## STATED PROBLEM
All lines in which the word "page" occurs are to be extracted.

# START OF DATA

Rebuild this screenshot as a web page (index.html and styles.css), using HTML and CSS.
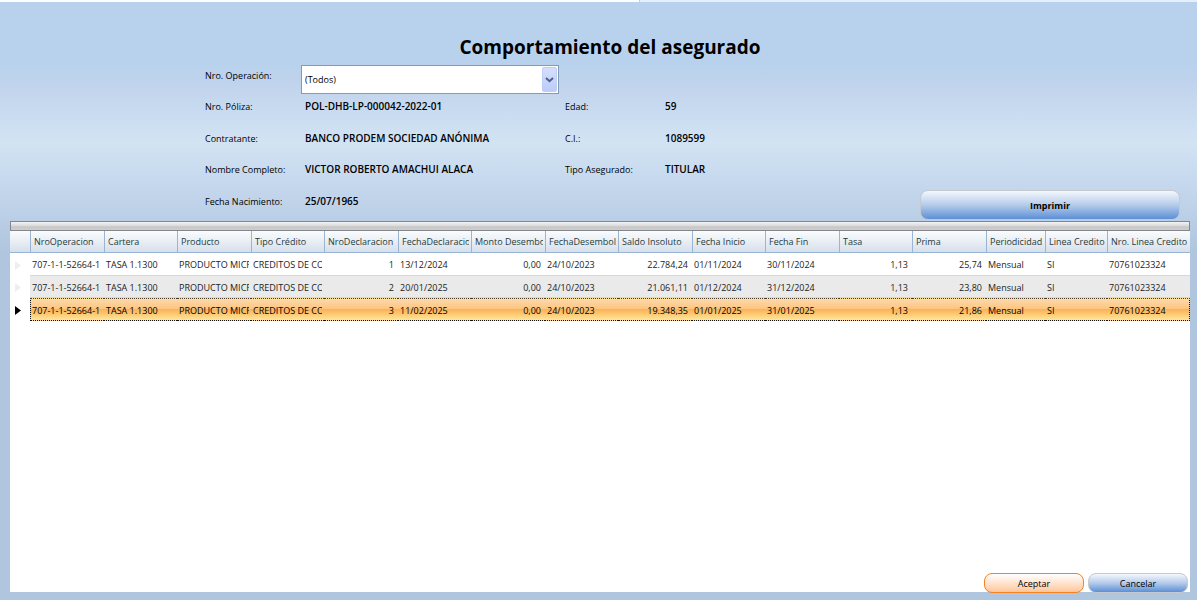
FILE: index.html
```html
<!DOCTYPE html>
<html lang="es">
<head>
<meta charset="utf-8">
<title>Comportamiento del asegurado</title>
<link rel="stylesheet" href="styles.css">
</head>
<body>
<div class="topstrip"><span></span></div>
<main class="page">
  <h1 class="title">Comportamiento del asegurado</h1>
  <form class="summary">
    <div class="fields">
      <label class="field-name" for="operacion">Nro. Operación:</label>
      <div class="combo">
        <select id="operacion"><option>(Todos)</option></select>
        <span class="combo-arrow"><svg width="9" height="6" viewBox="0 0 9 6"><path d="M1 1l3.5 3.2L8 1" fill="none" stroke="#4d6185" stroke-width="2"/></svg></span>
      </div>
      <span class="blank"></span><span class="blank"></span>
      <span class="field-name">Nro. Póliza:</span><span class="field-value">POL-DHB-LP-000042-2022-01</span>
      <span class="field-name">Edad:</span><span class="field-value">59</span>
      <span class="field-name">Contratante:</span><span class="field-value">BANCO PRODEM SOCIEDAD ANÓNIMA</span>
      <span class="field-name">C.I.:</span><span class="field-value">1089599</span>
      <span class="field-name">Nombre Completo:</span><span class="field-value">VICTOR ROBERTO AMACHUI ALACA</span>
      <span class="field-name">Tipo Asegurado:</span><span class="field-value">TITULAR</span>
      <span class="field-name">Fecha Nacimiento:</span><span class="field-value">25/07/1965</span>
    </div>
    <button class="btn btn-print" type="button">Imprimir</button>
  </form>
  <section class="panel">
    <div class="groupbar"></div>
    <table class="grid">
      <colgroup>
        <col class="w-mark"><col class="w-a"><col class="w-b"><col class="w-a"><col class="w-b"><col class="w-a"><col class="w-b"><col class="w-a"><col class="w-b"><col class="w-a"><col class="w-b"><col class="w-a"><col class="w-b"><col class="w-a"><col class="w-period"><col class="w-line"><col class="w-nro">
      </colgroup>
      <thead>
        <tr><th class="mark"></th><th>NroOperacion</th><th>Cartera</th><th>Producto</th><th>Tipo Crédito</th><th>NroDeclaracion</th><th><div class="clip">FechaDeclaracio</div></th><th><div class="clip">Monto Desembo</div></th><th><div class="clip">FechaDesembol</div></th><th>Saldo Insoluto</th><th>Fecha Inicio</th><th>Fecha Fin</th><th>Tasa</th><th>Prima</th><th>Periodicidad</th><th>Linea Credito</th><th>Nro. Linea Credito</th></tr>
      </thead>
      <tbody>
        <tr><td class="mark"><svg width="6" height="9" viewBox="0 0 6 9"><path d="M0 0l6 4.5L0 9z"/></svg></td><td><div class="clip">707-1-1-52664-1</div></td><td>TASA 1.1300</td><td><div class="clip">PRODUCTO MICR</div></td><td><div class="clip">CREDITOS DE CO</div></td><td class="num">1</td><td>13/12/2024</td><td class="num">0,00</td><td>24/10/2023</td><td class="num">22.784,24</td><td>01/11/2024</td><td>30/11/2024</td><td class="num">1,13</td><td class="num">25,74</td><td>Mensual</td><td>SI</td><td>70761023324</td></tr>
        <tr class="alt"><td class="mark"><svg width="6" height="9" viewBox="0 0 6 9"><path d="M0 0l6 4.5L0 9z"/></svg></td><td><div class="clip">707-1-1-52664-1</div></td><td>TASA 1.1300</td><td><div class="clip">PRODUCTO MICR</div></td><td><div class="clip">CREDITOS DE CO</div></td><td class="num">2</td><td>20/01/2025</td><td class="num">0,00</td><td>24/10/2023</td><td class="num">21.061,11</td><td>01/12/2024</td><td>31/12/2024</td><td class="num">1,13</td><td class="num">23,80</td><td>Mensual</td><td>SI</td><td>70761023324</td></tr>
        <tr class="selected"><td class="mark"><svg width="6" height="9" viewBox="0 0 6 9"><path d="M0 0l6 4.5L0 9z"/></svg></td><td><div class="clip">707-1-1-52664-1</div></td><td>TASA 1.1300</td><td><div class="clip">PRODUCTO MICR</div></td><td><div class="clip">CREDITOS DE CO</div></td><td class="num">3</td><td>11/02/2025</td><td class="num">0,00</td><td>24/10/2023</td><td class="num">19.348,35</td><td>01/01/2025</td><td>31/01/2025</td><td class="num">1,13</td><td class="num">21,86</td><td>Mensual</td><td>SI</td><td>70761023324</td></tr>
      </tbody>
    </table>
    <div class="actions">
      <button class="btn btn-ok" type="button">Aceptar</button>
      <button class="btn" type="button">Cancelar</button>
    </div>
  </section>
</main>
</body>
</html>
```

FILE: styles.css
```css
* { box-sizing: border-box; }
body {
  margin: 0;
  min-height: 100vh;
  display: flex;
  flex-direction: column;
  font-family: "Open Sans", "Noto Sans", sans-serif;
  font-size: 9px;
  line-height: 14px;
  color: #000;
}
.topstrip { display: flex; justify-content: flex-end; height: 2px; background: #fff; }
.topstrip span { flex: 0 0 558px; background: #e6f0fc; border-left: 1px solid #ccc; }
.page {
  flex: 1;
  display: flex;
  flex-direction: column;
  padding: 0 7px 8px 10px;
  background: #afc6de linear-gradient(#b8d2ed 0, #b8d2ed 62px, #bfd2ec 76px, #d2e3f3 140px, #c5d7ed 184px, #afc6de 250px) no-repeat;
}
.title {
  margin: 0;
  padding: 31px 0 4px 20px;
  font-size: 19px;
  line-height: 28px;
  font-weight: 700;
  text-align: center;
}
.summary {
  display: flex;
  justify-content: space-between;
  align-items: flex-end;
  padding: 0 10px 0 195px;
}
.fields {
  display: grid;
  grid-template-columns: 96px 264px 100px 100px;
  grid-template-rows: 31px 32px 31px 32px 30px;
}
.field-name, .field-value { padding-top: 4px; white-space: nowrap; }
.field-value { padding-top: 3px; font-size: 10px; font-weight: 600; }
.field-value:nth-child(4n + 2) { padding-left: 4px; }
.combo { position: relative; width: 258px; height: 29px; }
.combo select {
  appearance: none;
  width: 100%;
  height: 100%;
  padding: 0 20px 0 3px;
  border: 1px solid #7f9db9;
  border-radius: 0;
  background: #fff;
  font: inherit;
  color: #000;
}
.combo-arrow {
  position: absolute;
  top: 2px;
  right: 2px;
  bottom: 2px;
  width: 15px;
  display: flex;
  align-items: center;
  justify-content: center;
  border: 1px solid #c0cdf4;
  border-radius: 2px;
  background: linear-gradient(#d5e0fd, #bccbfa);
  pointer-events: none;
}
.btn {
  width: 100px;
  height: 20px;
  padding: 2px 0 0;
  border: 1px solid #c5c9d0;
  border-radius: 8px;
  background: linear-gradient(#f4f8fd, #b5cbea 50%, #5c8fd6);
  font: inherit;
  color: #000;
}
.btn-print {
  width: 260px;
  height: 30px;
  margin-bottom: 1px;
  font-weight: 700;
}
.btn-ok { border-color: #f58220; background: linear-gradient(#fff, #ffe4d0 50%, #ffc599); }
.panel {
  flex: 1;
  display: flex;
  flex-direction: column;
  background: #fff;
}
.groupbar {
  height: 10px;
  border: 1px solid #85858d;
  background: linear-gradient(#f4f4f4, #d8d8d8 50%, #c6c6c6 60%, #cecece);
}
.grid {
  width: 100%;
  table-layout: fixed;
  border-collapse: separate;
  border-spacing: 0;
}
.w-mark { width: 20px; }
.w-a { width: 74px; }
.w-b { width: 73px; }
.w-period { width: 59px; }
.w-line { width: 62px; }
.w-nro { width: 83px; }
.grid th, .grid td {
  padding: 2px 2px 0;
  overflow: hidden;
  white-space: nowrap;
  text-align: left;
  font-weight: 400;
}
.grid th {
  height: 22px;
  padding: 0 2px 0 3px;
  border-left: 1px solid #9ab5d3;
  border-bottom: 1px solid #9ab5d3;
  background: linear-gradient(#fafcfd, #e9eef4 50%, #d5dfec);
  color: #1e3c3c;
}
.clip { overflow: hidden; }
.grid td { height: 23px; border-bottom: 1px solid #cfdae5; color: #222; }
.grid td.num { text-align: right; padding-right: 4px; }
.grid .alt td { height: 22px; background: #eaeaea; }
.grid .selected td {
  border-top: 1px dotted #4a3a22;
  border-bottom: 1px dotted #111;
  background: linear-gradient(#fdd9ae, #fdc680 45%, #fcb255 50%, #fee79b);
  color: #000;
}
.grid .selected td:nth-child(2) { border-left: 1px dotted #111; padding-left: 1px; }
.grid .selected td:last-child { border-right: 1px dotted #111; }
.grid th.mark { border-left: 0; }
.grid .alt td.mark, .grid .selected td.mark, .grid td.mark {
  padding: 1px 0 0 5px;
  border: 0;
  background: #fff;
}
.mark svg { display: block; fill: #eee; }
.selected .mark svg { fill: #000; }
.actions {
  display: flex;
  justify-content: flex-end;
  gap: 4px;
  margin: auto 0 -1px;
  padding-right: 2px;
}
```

# END OF DATA

## TASK RESULT
Rebuild this screenshot as a web page (index.html and styles.css), using HTML and CSS.
<main class="page">
.page {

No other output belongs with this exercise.